The question now is, what can we...what will we learn from our past now that it is no longer in the active memory of the vast majority of not just Americans, but the citizens of the entire world. In the thirties, the community of economic experts warned of the dangers of the course prescribed and taken by Hoover, Smoot and Hawley. But did Hoover, the sine qua non for the bill to take effect, listen? Of course not, and nothing has changed. We have a president who thinks that he is smarter than all those who actually do know something about the subject, and his sycophants are cheering him on, which is like a sirens' song for our president, who loves nothing more than praise and obeisance...enough so that he never doubts himself, nor does he listen to the opinions of those who oppose his point of view. The experts today stand no chance of prevailing upon the president to take a lesson from history.
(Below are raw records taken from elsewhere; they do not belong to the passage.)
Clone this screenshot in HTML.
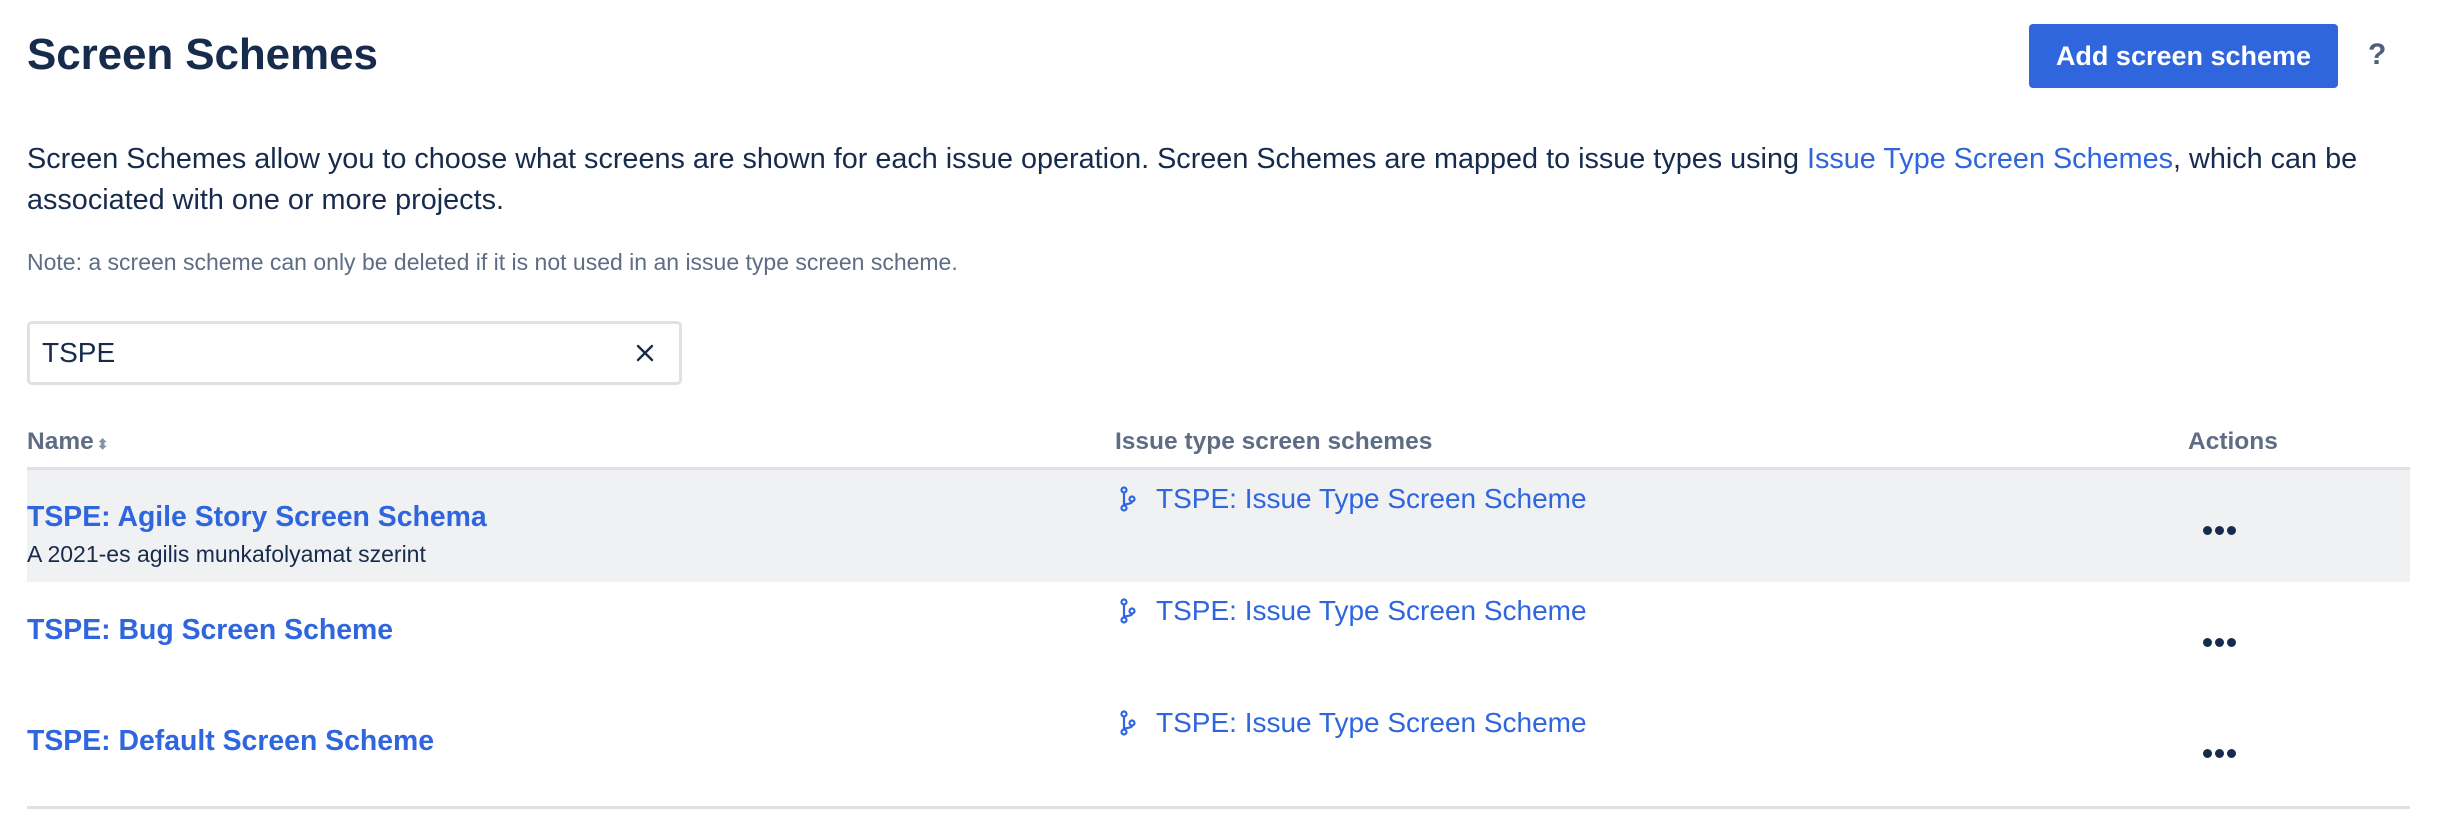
<!DOCTYPE html>
<html><head><meta charset="utf-8"><style>
*{margin:0;padding:0;box-sizing:border-box}
body{width:2452px;height:836px;background:#fff;font-family:"Liberation Sans",sans-serif;color:#172b4d;position:relative;overflow:hidden}
.a{position:absolute;white-space:nowrap}
.blue{color:#2f66dd}
h1{position:absolute;left:27px;top:30px;font-size:44px;font-weight:bold;letter-spacing:-0.1px;color:#172b4d}
.btn{position:absolute;left:2029px;top:24px;width:309px;height:64px;background:#2f66dd;border-radius:4px;color:#fff;font-weight:bold;font-size:27px;text-align:center;line-height:64px}
p.d{position:absolute;left:27px;top:139px;width:2380px;font-size:28.8px;line-height:41px}
.note{left:27px;top:249px;font-size:23px;color:#5e6c84}
.search{position:absolute;left:27px;top:321px;width:655px;height:64px;border:3px solid #dfe1e6;border-radius:5px}
.th{top:428px;font-size:24.5px;font-weight:bold;color:#5e6c84}
.line{position:absolute;left:27px;width:2383px;height:3px;background:#dfe1e6}
.row1{position:absolute;left:27px;top:470px;width:2383px;height:112px;background:#f0f1f3}
.nm{left:27px;font-size:28.4px;font-weight:bold;color:#2f66dd}
.it{left:1156px;font-size:28px;color:#2f66dd}
.ic{position:absolute;left:1120px}
.dots{position:absolute;left:2203px}
.dots i{display:inline-block;width:9px;height:9px;border-radius:50%;background:#172b4d;margin-right:3px}
</style></head><body>
<h1>Screen Schemes</h1>
<div class="btn">Add screen scheme</div>
<div class="a" style="left:2368px;top:38px;font-size:30px;font-weight:bold;color:#505f79">?</div>
<p class="d">Screen Schemes allow you to choose what screens are shown for each issue operation. Screen Schemes are mapped to issue types using <span class="blue">Issue Type Screen Schemes</span>, which can be associated with one or more projects.</p>
<div class="a note">Note: a screen scheme can only be deleted if it is not used in an issue type screen scheme.</div>
<div class="search"></div>
<div class="a" style="left:42px;top:337px;font-size:28px">TSPE</div>
<svg class="a" style="left:635px;top:343px" width="20" height="20" viewBox="0 0 20 20"><path d="M3 3L17 17M17 3L3 17" stroke="#172b4d" stroke-width="2.4" stroke-linecap="round"/></svg>
<div class="a th" style="left:27px">Name<span style="font-size:14px;color:#8993a4;margin-left:3px">⬍</span></div>
<div class="a th" style="left:1115px">Issue type screen schemes</div>
<div class="a th" style="left:2188px">Actions</div>
<div class="line" style="top:467px"></div>
<div class="row1"></div>
<div class="line" style="top:806px"></div>

<div class="a nm" style="top:501px">TSPE: Agile Story Screen Schema</div>
<div class="a" style="left:27px;top:541px;font-size:23px">A 2021-es agilis munkafolyamat szerint</div>
<div class="a nm" style="top:614px">TSPE: Bug Screen Scheme</div>
<div class="a nm" style="top:725px">TSPE: Default Screen Scheme</div>

<svg class="ic" style="top:486px" width="16" height="26" viewBox="0 0 16 26"><g fill="none" stroke="#2f66dd" stroke-width="2.2"><circle cx="4" cy="4" r="2.5"/><circle cx="12" cy="13" r="2.5"/><circle cx="4" cy="22" r="2.5"/><path d="M4 6.5V19.5M12 15.5c0 3-8 2-8 4"/></g></svg>
<div class="a it" style="top:483px">TSPE: Issue Type Screen Scheme</div>
<svg class="ic" style="top:598px" width="16" height="26" viewBox="0 0 16 26"><g fill="none" stroke="#2f66dd" stroke-width="2.2"><circle cx="4" cy="4" r="2.5"/><circle cx="12" cy="13" r="2.5"/><circle cx="4" cy="22" r="2.5"/><path d="M4 6.5V19.5M12 15.5c0 3-8 2-8 4"/></g></svg>
<div class="a it" style="top:595px">TSPE: Issue Type Screen Scheme</div>
<svg class="ic" style="top:710px" width="16" height="26" viewBox="0 0 16 26"><g fill="none" stroke="#2f66dd" stroke-width="2.2"><circle cx="4" cy="4" r="2.5"/><circle cx="12" cy="13" r="2.5"/><circle cx="4" cy="22" r="2.5"/><path d="M4 6.5V19.5M12 15.5c0 3-8 2-8 4"/></g></svg>
<div class="a it" style="top:707px">TSPE: Issue Type Screen Scheme</div>

<div class="dots" style="top:522px"><i></i><i></i><i></i></div>
<div class="dots" style="top:634px"><i></i><i></i><i></i></div>
<div class="dots" style="top:745px"><i></i><i></i><i></i></div>
</body></html>
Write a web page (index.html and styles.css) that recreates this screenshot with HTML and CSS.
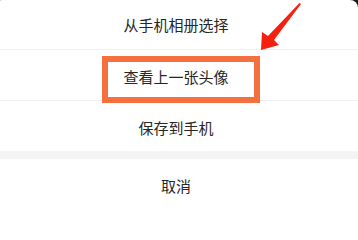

He is committed to proving himself a Putin-style international gangster of whom everyone should be afraid. He is motivated by what motivates every bully: power and the proof of it. So the fate he is courting is the fate that we all shall suffer.
You might wonder why I am writing this in the fashion in which I am. I am not the only person who has opined this way, and as of now, it has availed the world of nothing. So I have no illusions about whether I am doing something that will be availing for our society or the world. This is all old news. But I do have a motivation.
Since the election last year, I have been pondering the issue of why 77 million people, incidentally a plurality, not a majority, voted for a man who is very little more than conceit with feet. His flawed (and to use that word in this context is to minimize its meaning) character is open and obvious to anyone who pays attention to what is happening around him. But somewhere deep inside me I've been pining for the opportunity to say this. When the worst happens, don't blame me. I didn't vote for him.